The house in Macclesfield is being turned into a Joy Division museum
Hadar Goldman, the man who paid £190,000 for Ian Curtis’ house earlier this year, has called Joy Division “The modern Rembrandt”.
In February of this year it was reported that campaigners were seeking to raise £115,000 for the two-bedroom property at 77 Barton Street, Macclesfield, after it was put on the market.
Goldman, an entrepreneur and classically trained musician, purchased the property at its asking price of £115,000, plus £75,000 in compensation and legal fees.
“Although I paid £190,000 – nearly double the asking price – I felt as if I had to get involved,” he said, “especially after hearing the plight of the fans who had failed to raise the necessary funds to buy the house owned and lived in by one of the musical heroes of my youth. Joy Division left a musical legacy which has influenced many of today’s bands.”
Speaking about his purchase of the property in an interview with The Guardian today, Goldman said, “It was, I imagine, for my personal ego. Some people would pay for a Rembrandt painting; for me, Joy Division is the modern Rembrandt.”

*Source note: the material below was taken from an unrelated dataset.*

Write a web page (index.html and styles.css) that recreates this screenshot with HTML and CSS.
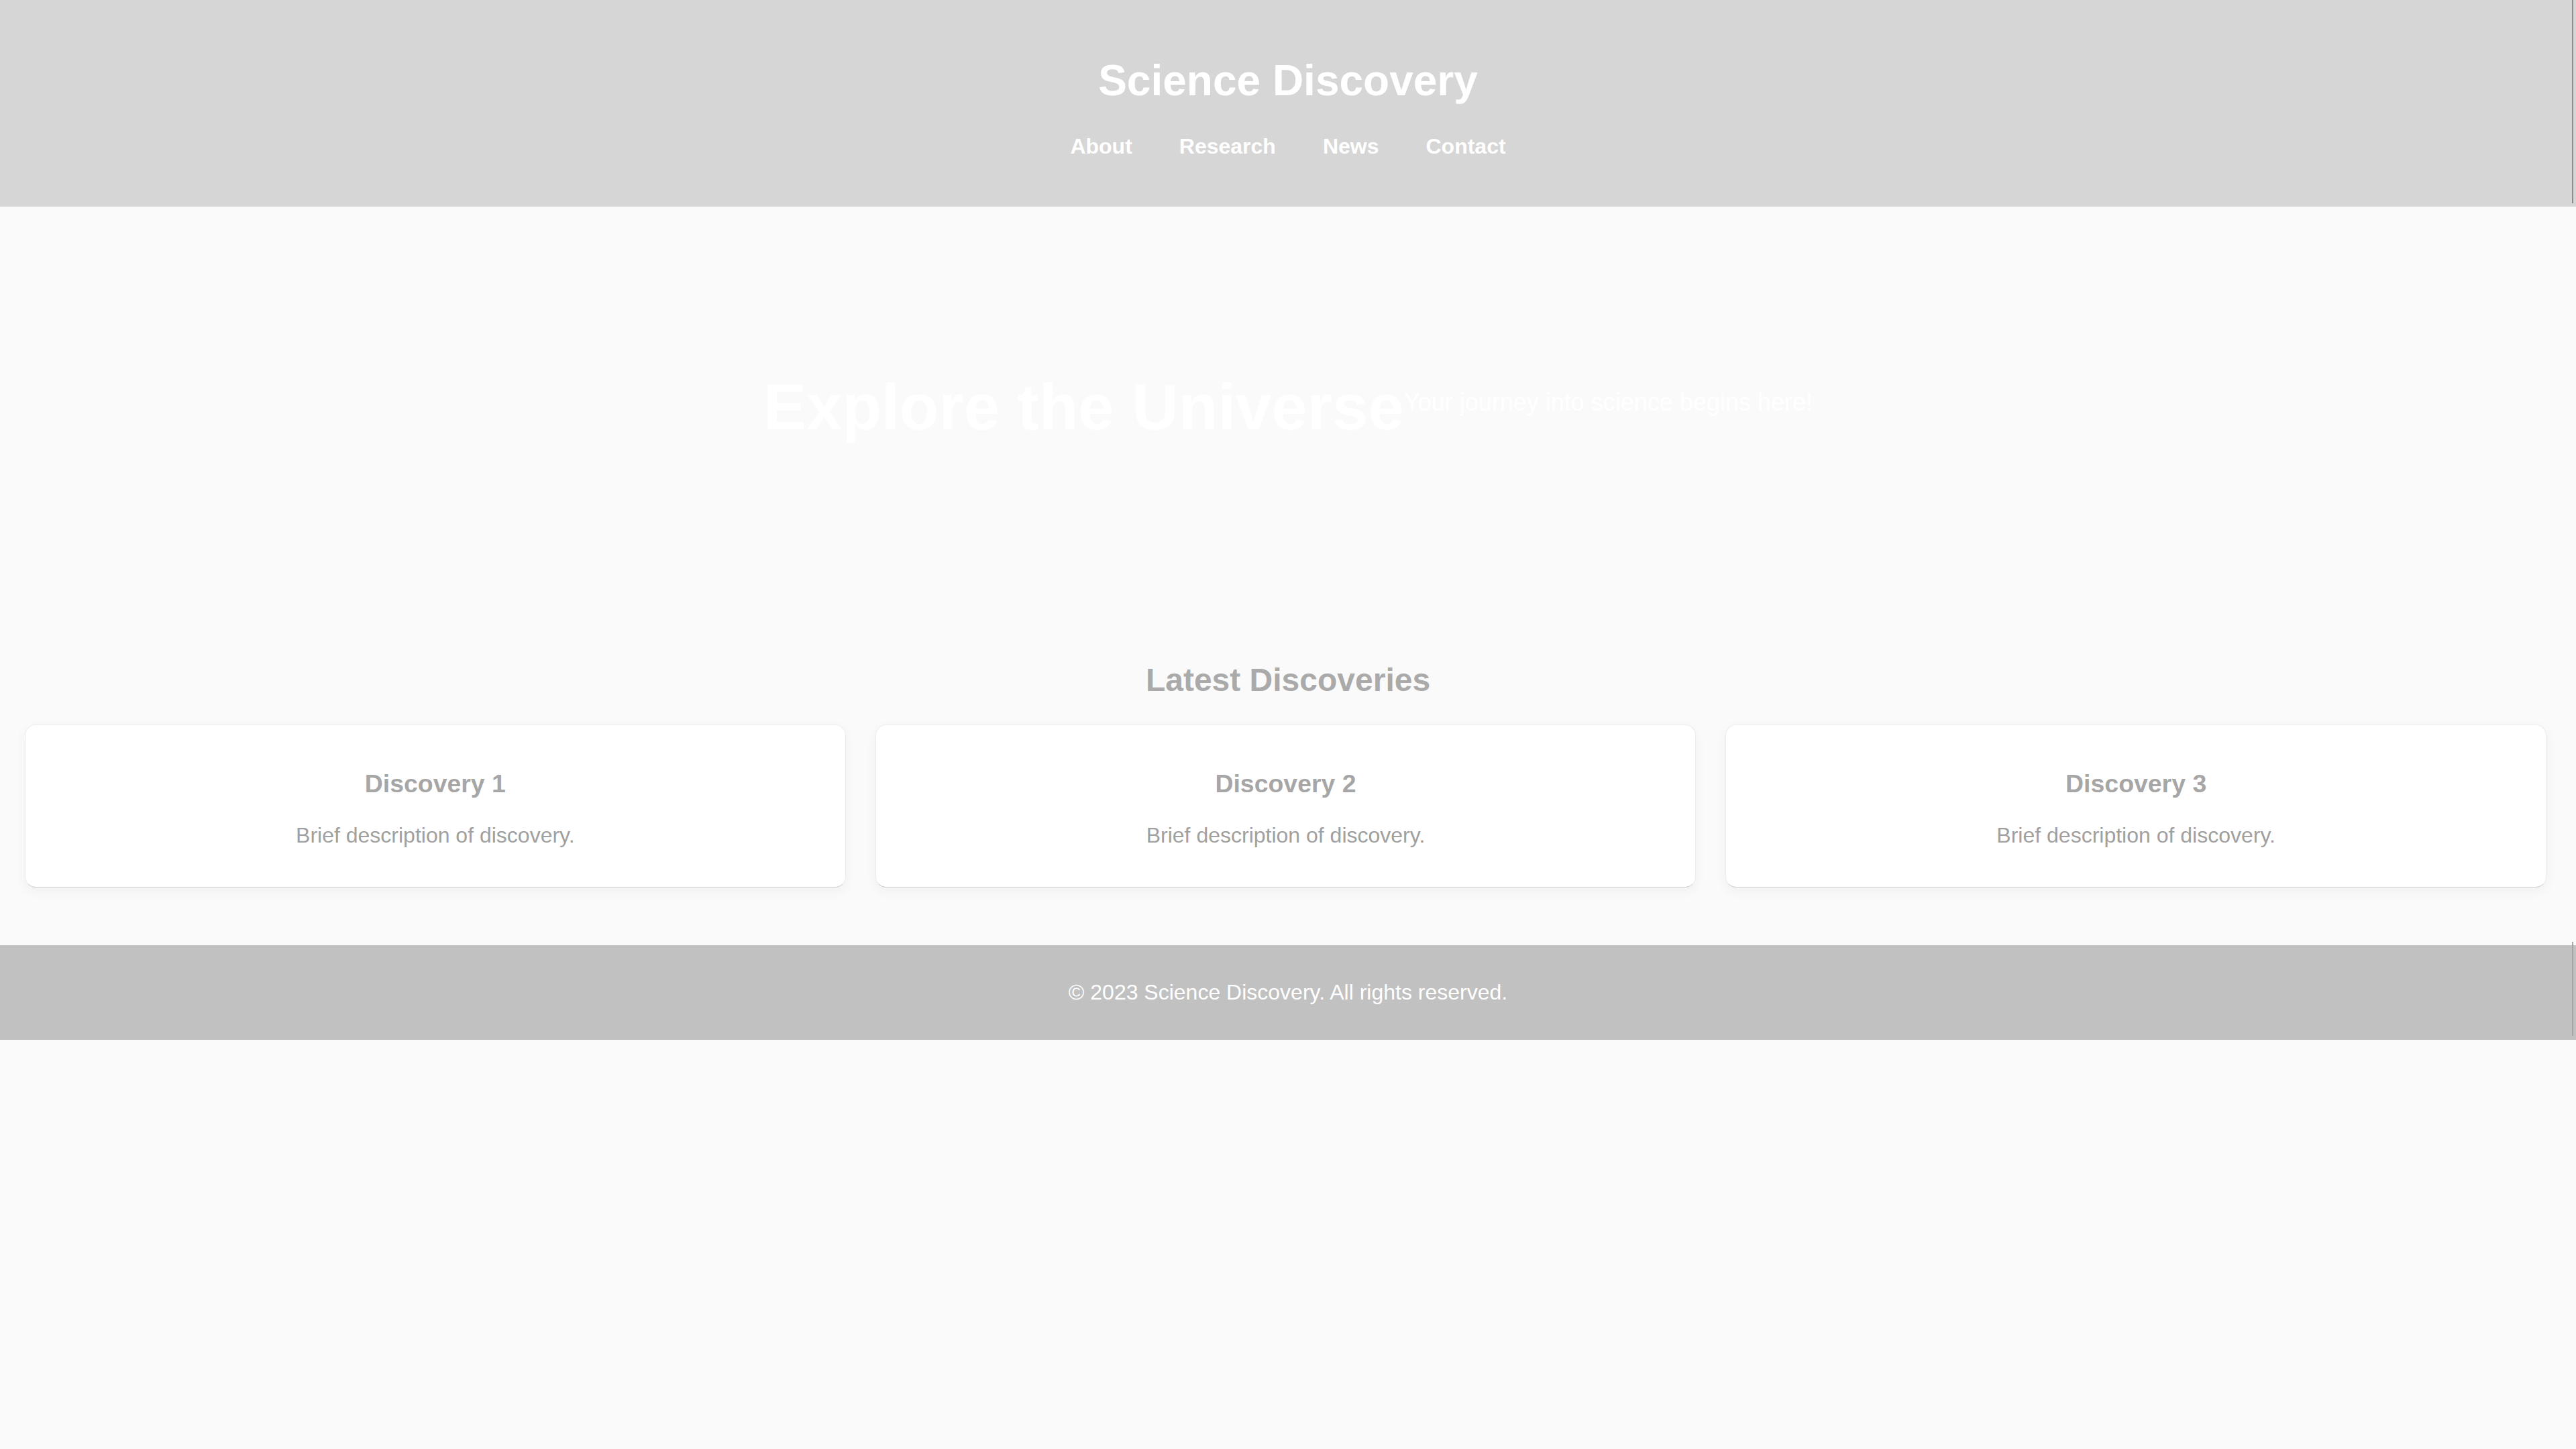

Goldman also discussed the transformation of the house into a museum, saying that it has a “raw energy”. He revealed that, as well as being a Joy Division museum, it will be a “digital hub” which will support artists all over the world.
Former members of Joy Division have reacted to the news in different ways. Peter Hook has given the project his blessing, but Bernard Sumner is concerned it might become a “monument to suicide” because Curtis was found dead in its kitchen.
Goldman said, “Years pass. We are left with great art, great music. And super-positive energy. There is nothing spooky about it. I would like to take it to a place where it is like a little sun [for] energy projection.” He said he would be opening up the kitchen to the public because “you create demand by forbidding stuff.”
The entrepreneur is currently applying for council permits and trying to set up a board of directors for the museum. He also discussed plans to start a fund for local artists.